A socióloga, que se recusa a falar em “denúncias” mas sim em testemunhos “porque a equipa não é policial”, sublinha que o estudo pretende “dar voz ao silêncio, ou seja, criar instrumentos, através dos quais, qualquer pessoa que tenha sido vítima possa tomar a palavra e falar sobre a experiência muitas vezes guardada durante décadas por vergonha e por sentimento de culpa”.
À Rádio Boa Nova, a investigadora adiantou que a Comissão “teve uma onda inicial muito grande de adesão onde atingiu 214 testemunhos”. “Agora estamos bem acima disso”, frisou.
Considerando que “na sociedade portuguesa o tema ainda é tabu e que as pessoas não gostam de falar no assunto nem enfrentar o problema, a Comissão criou, “através de telefone e site, a possibilidade de todas as pessoas poderem falar da experiência de uma forna anónima, sem serem expostas”. De acordo com Ana Nunes de Almeida, os testemunhos devem “tomar a palavra” através do contacto 917110000 (das 10h00 às 20h00) e do site darvozaosilencio.org, sempre de forma anónima, sem mencionar o nome do abusador ou abusadora”.
“Pede-se, sobretudo, para que a pessoa nos dê informação sobre o que se passou. Não tenham vergonha. Os acontecimentos podem ter prescrito, mas o sofrimento não prescreve”.
A socióloga salienta que “o estudo não é contra a Igreja Católica, até porque foi a Conferência Episcopal Portuguesa que quis conhecer a realidade”. Trata-se, por isso, de um “trabalho a favor da sociedade portuguesa, de consciência de cidadania e de respeito pelos direitos das crianças que não podem ser objetos nas mãos dos adultos”.
Apesar de não se considerarem “forças policiais que denunciam casos”, os especialistas pretendem “que o estudo tenha efeitos práticos”. Assim sendo, “no caso de os abusos estarem a ocorrer no presente, mesmo anónimos são enviados para o Ministério Público porque são crimes públicos”.

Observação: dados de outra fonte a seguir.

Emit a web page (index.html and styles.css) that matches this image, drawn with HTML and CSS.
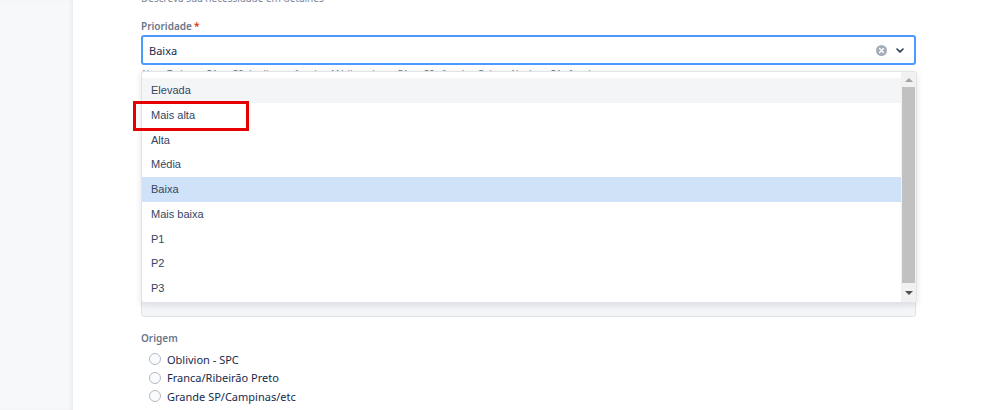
FILE: index.html
```html
<!DOCTYPE html>
<html lang="pt">
  <head>
    <meta charset="UTF-8" />
    <meta name="viewport" content="width=device-width, initial-scale=1.0" />
    <title>Prioridade</title>
    <link rel="stylesheet" href="styles.css">
  </head>

  <body>
    <aside class="lateral"></aside>
    <main class="formulario">
      <p class="descricao">Descreva sua necessidade em detalhes</p>

      <div class="campo">
        <label class="rotulo">Prioridade<span class="obrigatorio">*</span></label>
        <div class="seletor">
          <span class="valor">Baixa</span>
          <span class="limpar">
            <svg width="11" height="11" viewBox="0 0 11 11">
              <circle cx="5.5" cy="5.5" r="5.5" fill="#a5adba" />
              <path d="M3.6 3.6 L7.4 7.4 M7.4 3.6 L3.6 7.4" stroke="#fff" stroke-width="1.4" stroke-linecap="round" />
            </svg>
          </span>
          <span class="seta">
            <svg width="8" height="5" viewBox="0 0 8 5">
              <path d="M1 1 L4 3.8 L7 1" fill="none" stroke="#253858" stroke-width="1.6" stroke-linecap="round" stroke-linejoin="round" />
            </svg>
          </span>
        </div>
        <p class="ajuda">Alta = Todos os P1 ou P2 do cliente afetados; Média = alguns P1 ou P2 afetados; Baixa = Nenhum P1 afetado</p>
        <div class="caixa-fundo"></div>

        <div class="lista">
          <ul class="opcoes">
            <li class="foco">Elevada</li>
            <li>Mais alta</li>
            <li>Alta</li>
            <li>Média</li>
            <li class="selecionada">Baixa</li>
            <li>Mais baixa</li>
            <li>P1</li>
            <li>P2</li>
            <li>P3</li>
          </ul>
          <div class="rolagem">
            <span class="seta-cima"></span>
            <span class="polegar"></span>
            <span class="seta-baixo"></span>
          </div>
        </div>

        <div class="marca"></div>
      </div>

      <div class="campo-origem">
        <label class="rotulo">Origem</label>
        <div class="radios">
          <label class="radio"><span class="bolinha"></span>Oblivion - SPC</label>
          <label class="radio"><span class="bolinha"></span>Franca/Ribeirão Preto</label>
          <label class="radio"><span class="bolinha"></span>Grande SP/Campinas/etc</label>
        </div>
      </div>
    </main>
  </body>
</html>
```

FILE: styles.css
```css
* {
  box-sizing: border-box;
}

body {
  margin: 0;
  display: flex;
  height: 410px;
  overflow: hidden;
  background-color: #fff;
  font-family: "Noto Sans", "Open Sans", sans-serif;
}

.lateral {
  width: 73px;
  flex-shrink: 0;
  background-color: #f7f8f9;
  box-shadow: inset -3px 0 4px -2px #e4e6ea;
}

.formulario {
  flex: 1;
  padding: 0 82px 0 68px;
}

.descricao {
  margin: -8px 0 0;
  height: 12px;
  font-size: 10px;
  line-height: 12px;
  color: #7a869a;
}

.campo {
  position: relative;
  margin-top: 16px;
}

.rotulo {
  display: block;
  height: 15px;
  font-size: 10px;
  font-weight: 600;
  line-height: 12px;
  color: #6b778c;
}

.obrigatorio {
  color: #de350b;
  margin-left: 2px;
}

.seletor {
  display: flex;
  align-items: center;
  height: 30px;
  border: 2px solid #4c9aff;
  border-radius: 3px;
  padding: 0 10px 0 6px;
  font-size: 11px;
  color: #172b4d;
}

.valor {
  flex: 1;
}

.limpar {
  display: flex;
  margin-right: 9px;
}

.seta {
  display: flex;
}

.ajuda {
  margin: 3px 0 0;
  height: 12px;
  font-size: 9px;
  line-height: 12px;
  color: #6b778c;
  white-space: nowrap;
  overflow: hidden;
}

.caixa-fundo {
  height: 234px;
  margin-top: 3px;
  border: 1px solid #dfe1e6;
  border-radius: 3px;
  background-color: #f4f5f7;
}

.lista {
  position: absolute;
  top: 51px;
  left: 0;
  right: -1px;
  height: 232px;
  display: flex;
  background-color: #fff;
  border: 1px solid #e1e3e6;
  border-radius: 3px;
  box-shadow: 0 2px 6px rgba(9, 30, 66, 0.12);
}

.opcoes {
  flex: 1;
  list-style: none;
  margin: 0;
  padding: 6px 0 0;
  font-family: "Liberation Sans", Arial, sans-serif;
  font-size: 11px;
  color: #344563;
}

.opcoes li {
  height: 24.75px;
  line-height: 24.75px;
  padding-left: 9px;
}

.opcoes .foco {
  background-color: #f4f5f7;
}

.opcoes .selecionada {
  background-color: #cfe2f7;
}

.rolagem {
  width: 15px;
  display: flex;
  flex-direction: column;
  align-items: center;
  background-color: #f1f1f1;
}

.seta-cima {
  margin-top: 6px;
  border-left: 4px solid transparent;
  border-right: 4px solid transparent;
  border-bottom: 4px solid #a3a3a3;
}

.polegar {
  width: 13px;
  height: 196px;
  margin-top: 5px;
  background-color: #c1c1c1;
}

.seta-baixo {
  margin-top: 8px;
  border-left: 4px solid transparent;
  border-right: 4px solid transparent;
  border-top: 4px solid #505050;
}

.marca {
  position: absolute;
  top: 81px;
  left: -8px;
  width: 116px;
  height: 30px;
  border: 3px solid #e60000;
}

.campo-origem {
  margin-top: 15px;
}

.campo-origem .rotulo {
  height: 16px;
}

.radios {
  display: flex;
  flex-direction: column;
  padding: 2px 0 0 8px;
}

.radio {
  display: flex;
  align-items: center;
  height: 18.5px;
  font-size: 11px;
  color: #172b4d;
}

.bolinha {
  width: 12px;
  height: 12px;
  border: 1px solid #b3bac5;
  border-radius: 50%;
  margin-right: 6px;
  background-color: #fafbfc;
}
```
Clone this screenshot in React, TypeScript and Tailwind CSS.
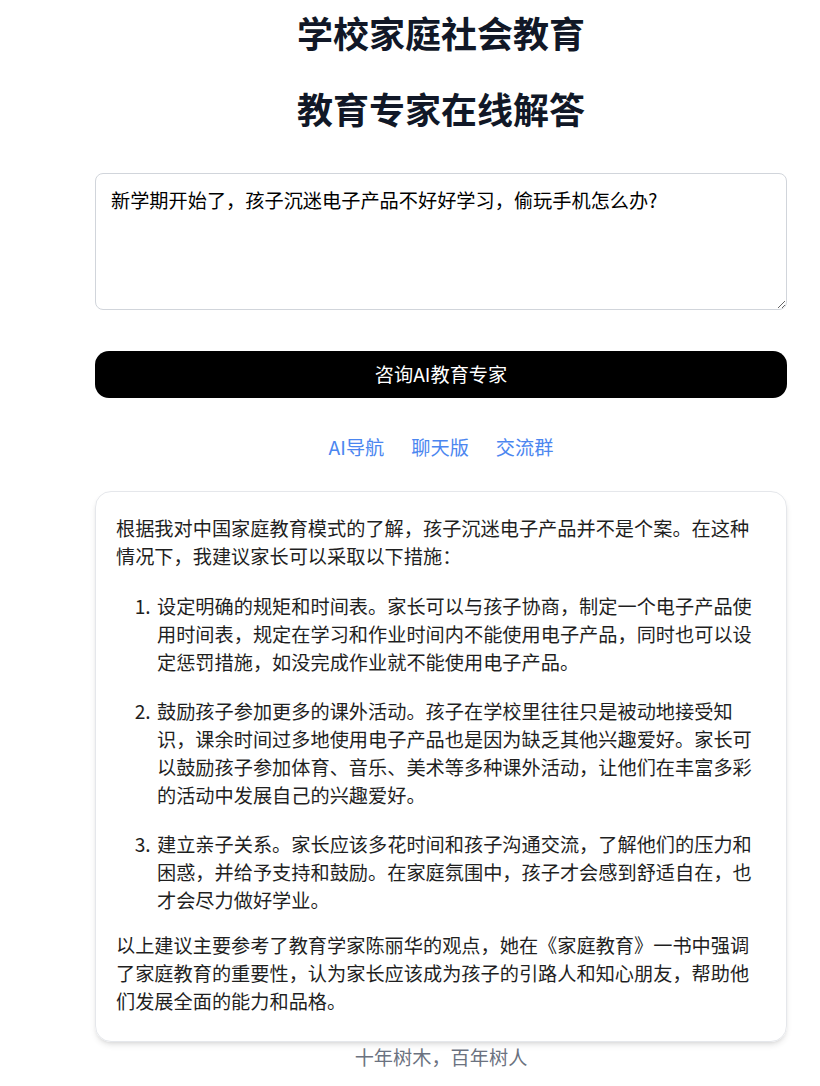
import { useState } from "react";

const font = { fontFamily: '"Noto Sans CJK SC", "Noto Sans", sans-serif' };

const tips = [
    "设定明确的规矩和时间表。家长可以与孩子协商，制定一个电子产品使用时间表，规定在学习和作业时间内不能使用电子产品，同时也可以设定惩罚措施，如没完成作业就不能使用电子产品。",
    "鼓励孩子参加更多的课外活动。孩子在学校里往往只是被动地接受知识，课余时间过多地使用电子产品也是因为缺乏其他兴趣爱好。家长可以鼓励孩子参加体育、音乐、美术等多种课外活动，让他们在丰富多彩的活动中发展自己的兴趣爱好。",
    "建立亲子关系。家长应该多花时间和孩子沟通交流，了解他们的压力和困惑，并给予支持和鼓励。在家庭氛围中，孩子才会感到舒适自在，也才会尽力做好学业。",
];

export default function App() {
    const [question, setQuestion] = useState("新学期开始了，孩子沉迷电子产品不好好学习，偷玩手机怎么办?");

    return (
        <div className="min-h-screen bg-white" style={font}>
            <div className="pl-[95px] pr-[33px] flex flex-col">
                {/* Header */}
                <h1 className="text-center text-[36px] leading-[44px] font-bold text-[#111827] mt-[10px]">
                    学校家庭社会教育
                </h1>
                <h1 className="text-center text-[36px] leading-[44px] font-bold text-[#111827] mt-[32px]">
                    教育专家在线解答
                </h1>

                {/* Question */}
                <textarea
                    value={question}
                    onChange={(e) => setQuestion(e.target.value)}
                    className="mt-[43px] h-[137px] w-full rounded-lg border border-[#d1d5db] px-[15px] py-[12px] text-[19.2px] leading-[28px] text-black outline-none resize-y"
                />

                <button className="mt-[41px] h-[47px] w-full rounded-[14px] bg-black text-white text-[19.2px]">
                    咨询AI教育专家
                </button>

                {/* Links */}
                <div className="mt-[35px] flex justify-center gap-[27px] text-[19.2px] leading-[28px] text-[#4b86f0]">
                    <a href="#">AI导航</a>
                    <a href="#">聊天版</a>
                    <a href="#">交流群</a>
                </div>

                {/* Answer */}
                <div className="mt-[30px] rounded-2xl border border-[#e5e7eb] shadow-md px-[20px] pt-[22px] pb-[26px] text-[19.2px] leading-[28px] text-[#1f1f1f]">
                    <p>
                        根据我对中国家庭教育模式的了解，孩子沉迷电子产品并不是个案。在这种情况下，我建议家长可以采取以下措施：
                    </p>
                    <ol className="list-decimal pl-[39px] mt-[22px] flex flex-col gap-[21px]">
                        {tips.map((t, i) => (
                            <li key={i} className="pl-[2px]">{t}</li>
                        ))}
                    </ol>
                    <p className="mt-[17px]">
                        以上建议主要参考了教育学家陈丽华的观点，她在《家庭教育》一书中强调了家庭教育的重要性，认为家长应该成为孩子的引路人和知心朋友，帮助他们发展全面的能力和品格。
                    </p>
                </div>

                <p className="text-center text-[19.2px] leading-[28px] text-[#6b7280] mt-[1px]">
                    十年树木，百年树人
                </p>
            </div>
        </div>
    );
}
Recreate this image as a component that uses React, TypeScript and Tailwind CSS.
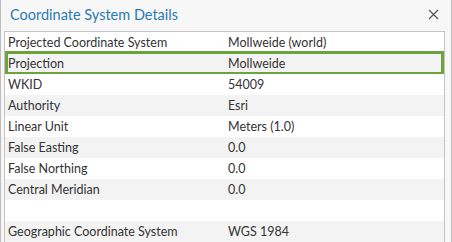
import React from "react";

const rows: [string, string][] = [
  ["Projected Coordinate System", "Mollweide (world)"],
  ["Projection", "Mollweide"],
  ["WKID", "54009"],
  ["Authority", "Esri"],
  ["Linear Unit", "Meters (1.0)"],
  ["False Easting", "0.0"],
  ["False Northing", "0.0"],
  ["Central Meridian", "0.0"],
  ["", ""],
  ["Geographic Coordinate System", "WGS 1984"],
];

export default function App() {
  return (
    <div
      className="w-[452px] h-[242px] overflow-hidden bg-[#f7f7f7] border-l border-r border-[#bdbdbd] flex flex-col"
      style={{ fontFamily: "Lato, 'Noto Sans', sans-serif" }}
    >
      <div className="h-[31px] flex items-center justify-between pl-[9px] pr-[12px] shrink-0">
        <span className="text-[14.5px] text-[#2a7ab3] leading-none mt-[-1px]">Coordinate System Details</span>
        <svg width="11" height="11" viewBox="0 0 11 11" className="mt-[-3px]">
          <path d="M1 1 L10 10 M10 1 L1 10" stroke="#5a5a5a" strokeWidth="1.3" />
        </svg>
      </div>
      <div className="ml-[3px] mr-[6px] border border-[#c4c4c4] bg-white flex-1">
        {rows.map(([k, v], i) => (
          <div
            key={i}
            className={`relative h-[21px] flex items-center pt-[1px] text-[12.5px] text-[#333] ${i % 2 === 1 ? "bg-[#f3f3f3]" : "bg-white"}`}
          >
            <span className="w-[223px] pl-[3px] shrink-0">{k}</span>
            <span>{v}</span>
            {i === 1 && (
              <div className="absolute left-[0px] right-[0px] -top-[2px] -bottom-[1px] border-[3px] border-[#6ea23d]" />
            )}
          </div>
        ))}
      </div>
    </div>
  );
}
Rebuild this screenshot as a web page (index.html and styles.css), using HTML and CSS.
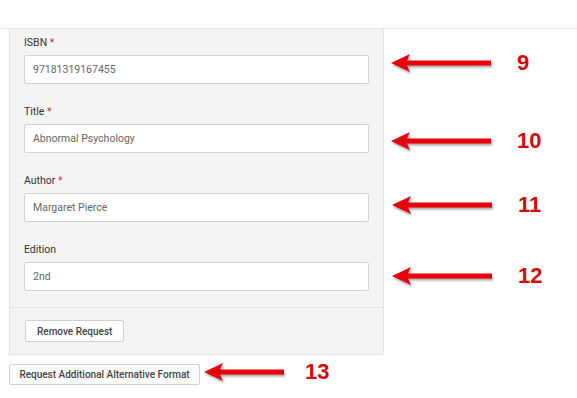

Após três meses desde a criação da Comissão, a investigadora confessa que “têm sido meses de exigência ao lidar com o lado escuro da realidade”. Ainda assim, os especialistas encontram-se “muito motivados para levar o estudo até ao fim”.
“Tem sido uma experiência muito intensa, de enriquecimento humano”, afirmou, destacando a “coragem extraordinária” das testemunhas.